The Development Of Novel Genetically Encoded Voltage Indicators Using De Novo Designed Proteins

Martin Joshua Iwanicki, University of Pennsylvania

Abstract

Developing optical probes that can monitor voltage signaling events on the sub-microsecond timescale and can be targeted to specific cells and membranes is crucial to advance our understanding of the communication between neurons. Organic voltage sensitive dyes can report changes in membrane potential on appropriate timescales with high sensitivity; however, they cannot be genetically targeted to specific cell types. This lack of targetability is solved by using genetically encoded voltage indicators (GEVIs). GEVIs are typically constructed from the voltage-sensing domain of natural proteins, but they tend to be dimmer and slower than organic voltage sensitive dyes. Here, we present our progress on the development and characterization of a new family of genetically encoded voltage indicators called THOR (Transmembrane Hemoprotein Optical Reporter), a fusion protein of a de novo designed transmembrane 4-α-helical protein and a fluorescent optical reporter.
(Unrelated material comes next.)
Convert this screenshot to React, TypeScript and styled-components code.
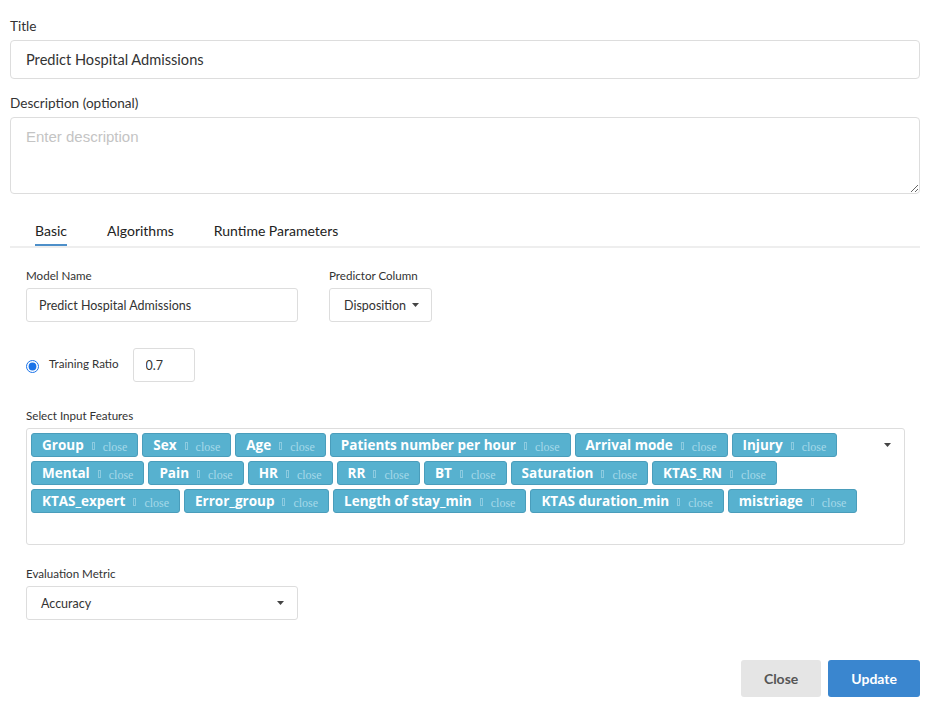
import styled, { createGlobalStyle } from "styled-components";

const GlobalStyle = createGlobalStyle`
  html, body {
    margin: 0;
    padding: 0;
    background: #ffffff;
  }
  body {
    font-family: Lato, "Open Sans", sans-serif;
    color: #333333;
  }
  * {
    box-sizing: border-box;
  }
`;

const features = [
  "Group", "Sex", "Age", "Patients number per hour", "Arrival mode", "Injury",
  "Mental", "Pain", "HR", "RR", "BT", "Saturation", "KTAS_RN",
  "KTAS_expert", "Error_group", "Length of stay_min", "KTAS duration_min", "mistriage",
];

const Caret = () => (
  <svg width="7" height="4" viewBox="0 0 7 4">
    <path d="M0 0 L7 0 L3.5 4 Z" fill="#444" />
  </svg>
);

const App = () => {
  return (
    <Page>
      <GlobalStyle />
      <Field>
        <TopLabel>Title</TopLabel>
        <TitleInput defaultValue="Predict Hospital Admissions" />
      </Field>
      <Field>
        <TopLabel>Description (optional)</TopLabel>
        <DescArea placeholder="Enter description" />
      </Field>

      <Tabs>
        <Tab $active>Basic</Tab>
        <Tab>Algorithms</Tab>
        <Tab>Runtime Parameters</Tab>
      </Tabs>

      <Body>
        <Row>
          <SmallField>
            <SmallLabel>Model Name</SmallLabel>
            <SmallInput $width={272} defaultValue="Predict Hospital Admissions" />
          </SmallField>
          <SmallField>
            <SmallLabel>Predictor Column</SmallLabel>
            <DropButton $width={103}>
              Disposition <Caret />
            </DropButton>
          </SmallField>
        </Row>

        <RatioRow>
          <Radio type="radio" defaultChecked />
          <RatioLabel>Training Ratio</RatioLabel>
          <SmallInput $width={62} defaultValue="0.7" />
        </RatioRow>

        <SmallField>
          <SmallLabel>Select Input Features</SmallLabel>
          <ChipBox>
            <ChipList>
              {features.map((f) => (
                <Chip key={f}>
                  {f}
                  <ChipClose>
                    <Tofu />
                    close
                  </ChipClose>
                </Chip>
              ))}
            </ChipList>
            <BoxCaret>
              <Caret />
            </BoxCaret>
          </ChipBox>
        </SmallField>

        <MetricField>
          <SmallLabel>Evaluation Metric</SmallLabel>
          <DropButton $width={272} $spread>
            Accuracy <Caret />
          </DropButton>
        </MetricField>
      </Body>

      <Footer>
        <Button>Close</Button>
        <Button $primary>Update</Button>
      </Footer>
    </Page>
  );
};

const Page = styled.div`
  width: 937px;
  height: 721px;
  padding: 18px 17px 0 10px;
  display: flex;
  flex-direction: column;
`;

const Field = styled.div`
  display: flex;
  flex-direction: column;
  margin-bottom: 16px;
`;

const TopLabel = styled.label`
  font-size: 13.6px;
  line-height: 16px;
  color: #333;
  margin-bottom: 6px;
`;

const TitleInput = styled.input`
  height: 39px;
  border: 1px solid #dddddd;
  border-radius: 4px;
  padding: 0 15px;
  font-family: Lato, sans-serif;
  font-size: 14.6px;
  color: #333;
  outline: none;
`;

const DescArea = styled.textarea`
  height: 77px;
  border: 1px solid #dddddd;
  border-radius: 4px;
  padding: 10px 15px;
  font-family: Lato, sans-serif;
  font-size: 15px;
  color: #333;
  outline: none;
  resize: vertical;

  &::placeholder {
    font-family: "Liberation Sans", Arial, sans-serif;
    color: #c4c4c4;
  }
`;

const Tabs = styled.div`
  display: flex;
  gap: 40px;
  margin-top: 6px;
  padding-left: 25px;
  border-bottom: 2px solid #eeeeee;
`;

const Tab = styled.div<{ $active?: boolean }>`
  font-size: 14px;
  line-height: 17px;
  color: #222;
  padding: 6px 0 5px;
  border-bottom: 2px solid ${(p) => (p.$active ? "#4d8fc9" : "transparent")};
`;

const Body = styled.div`
  padding: 21px 16px 0 16px;
  display: flex;
  flex-direction: column;
`;

const Row = styled.div`
  display: flex;
  gap: 31px;
`;

const SmallField = styled.div`
  display: flex;
  flex-direction: column;
`;

const SmallLabel = styled.label`
  font-size: 11.6px;
  line-height: 14px;
  color: #333;
  margin-bottom: 5px;
`;

const SmallInput = styled.input<{ $width: number }>`
  width: ${(p) => p.$width}px;
  height: 34px;
  border: 1px solid #dddddd;
  border-radius: 3px;
  padding: 0 12px;
  font-family: Lato, sans-serif;
  font-size: 12.5px;
  color: #333;
  outline: none;
`;

const DropButton = styled.div<{ $width: number; $spread?: boolean }>`
  width: ${(p) => p.$width}px;
  height: 34px;
  border: 1px solid #dddddd;
  border-radius: 3px;
  padding: 0 ${(p) => (p.$spread ? "13px" : "10px")} 0 14px;
  display: flex;
  align-items: center;
  justify-content: ${(p) => (p.$spread ? "space-between" : "flex-start")};
  gap: 6px;
  font-size: 12.5px;
  color: #333;
  white-space: nowrap;

  svg {
    flex-shrink: 0;
  }
`;

const RatioRow = styled.div`
  display: flex;
  align-items: center;
  margin: 26px 0 27px;
`;

const Radio = styled.input`
  margin: 2px 10px 0 0;
  width: 13px;
  height: 13px;
  accent-color: #1a73e8;
`;

const RatioLabel = styled.span`
  font-size: 11.6px;
  color: #333;
  margin: 0 14px 3px 0;
`;

const ChipBox = styled.div`
  width: 879px;
  height: 117px;
  border: 1px solid #dddddd;
  border-radius: 3px;
  padding: 4px 13px 0 4px;
  display: flex;
  justify-content: space-between;
`;

const ChipList = styled.div`
  display: flex;
  flex-wrap: wrap;
  align-content: flex-start;
  gap: 4px 4px;
  width: 845px;
`;

const Chip = styled.span`
  display: inline-flex;
  align-items: center;
  height: 24px;
  padding: 0 10px;
  background: #57b1cf;
  border: 1px solid #4a9dbb;
  border-radius: 3px;
  font-family: "Open Sans", sans-serif;
  font-weight: 700;
  font-size: 13.5px;
  color: #ffffff;
`;

const ChipClose = styled.span`
  display: inline-flex;
  align-items: center;
  font-family: "Liberation Serif", serif;
  font-weight: 400;
  font-size: 12px;
  color: #a6d9e9;
  margin-left: 8px;
  padding-top: 4px;
`;

const Tofu = styled.span`
  display: inline-block;
  width: 3px;
  height: 8px;
  border: 1px solid #8ccbe0;
  margin-right: 8px;
  margin-top: -2px;
`;

const BoxCaret = styled.div`
  display: flex;
  padding-top: 10px;
`;

const MetricField = styled(SmallField)`
  margin-top: 22px;
`;

const Footer = styled.div`
  margin-top: auto;
  margin-bottom: 24px;
  display: flex;
  justify-content: flex-end;
  gap: 7px;
`;

const Button = styled.button<{ $primary?: boolean }>`
  height: 37px;
  padding: 0 23px;
  border: none;
  border-radius: 3px;
  font-family: Lato, sans-serif;
  font-weight: 700;
  font-size: 14px;
  background: ${(p) => (p.$primary ? "#3a86cf" : "#e5e5e5")};
  color: ${(p) => (p.$primary ? "#ffffff" : "#555555")};
`;

export default App;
THORs bind heme in the core of the 4-α-helical bundle, and the heme oxidation states change as a function of the transmembrane electric field. The oxidation state of one of the heme cofactors is then reported via FRET by an attached fluorescent protein. The speed of THORs is dependent on electron transfer between the cofactors, and therefore, tunable by their distance. Based on the Moser-Dutton Ruler of electron transfer, we can achieve electron transfer rates on the µs timescale between heme cofactors. Water-soluble prototypes of THOR expressed in E. coli revealed an 18% fluorescent quenching of mOrange2 and a 57% fluorescent quenching of Sirius upon heme reduction. Several different variants of THOR were designed with two different lengths: one that closely matches the thickness of the membrane and one that extends into the cytoplasm. THORs have been expressed in HEK293t cells, rat hippocampal neurons, and mouse primary neurons. The trafficking of THORs into the plasma membrane was improved with the sequential addition of export tag sequences from the potassium ion channel, Kir2.1. THORs expressed in neurons exhibit a fluorescence decrease in response to a potassium ion-induced depolarization. This work presents the development of the first de novo designed GEVI for improved faster sensing of neuronal electrical events.